GOD knows? I believe GOD doesn’t know – and eagerly urges us on to ever new attempts at being blood and flesh Spirit. We only die when we stop trying.

And this summer of transformation, of dislocation, of healing – where I’ve never been before – and I’ve always been – I’ve sought out the company of my many brothers – brothers of mind and spirit and courage. My brothers have been especially important to me. Many might be surprised if I named them here – to know that they’ve made a difference. Mostly it’s just knowing that they’re “there” is the difference that counts for me.

This is not to say that my blood sister and my many sisters of faith have not had their usual calming, restoring, and wonderfully stimulating effect on my soul. They have. Each one offering a gift that’s so appreciated.

But when a man finds himself alone, it is other men who can come closest to his heart.
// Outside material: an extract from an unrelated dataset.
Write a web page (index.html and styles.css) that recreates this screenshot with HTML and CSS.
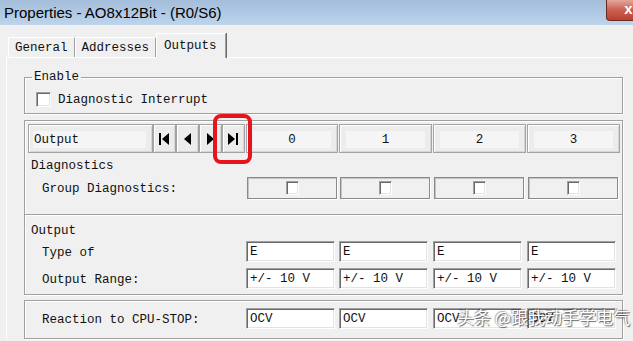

Alone, we find ourselves disarmed and defenseless. We discover the truth of how totally fearful we really are – waking in the dark night – exposed to the ruthless nature of the jungle we cannot ever truly escape – no matter how hard we try.

Alone we know – blood, sweat, tears, toil. While toys and relief are temporary - tests and twits to contend with will never end. Brothers don’t need to talk much about this. Talk is in metaphors of cars and sports and business. Talk is for tall tales and lies that bring laughter. Only in Song are tears allowed.

A brother is one who doesn’t try to kid you that you are alone out there. A brother is one who lets you know that though you are alone with what you face – he’s got your back.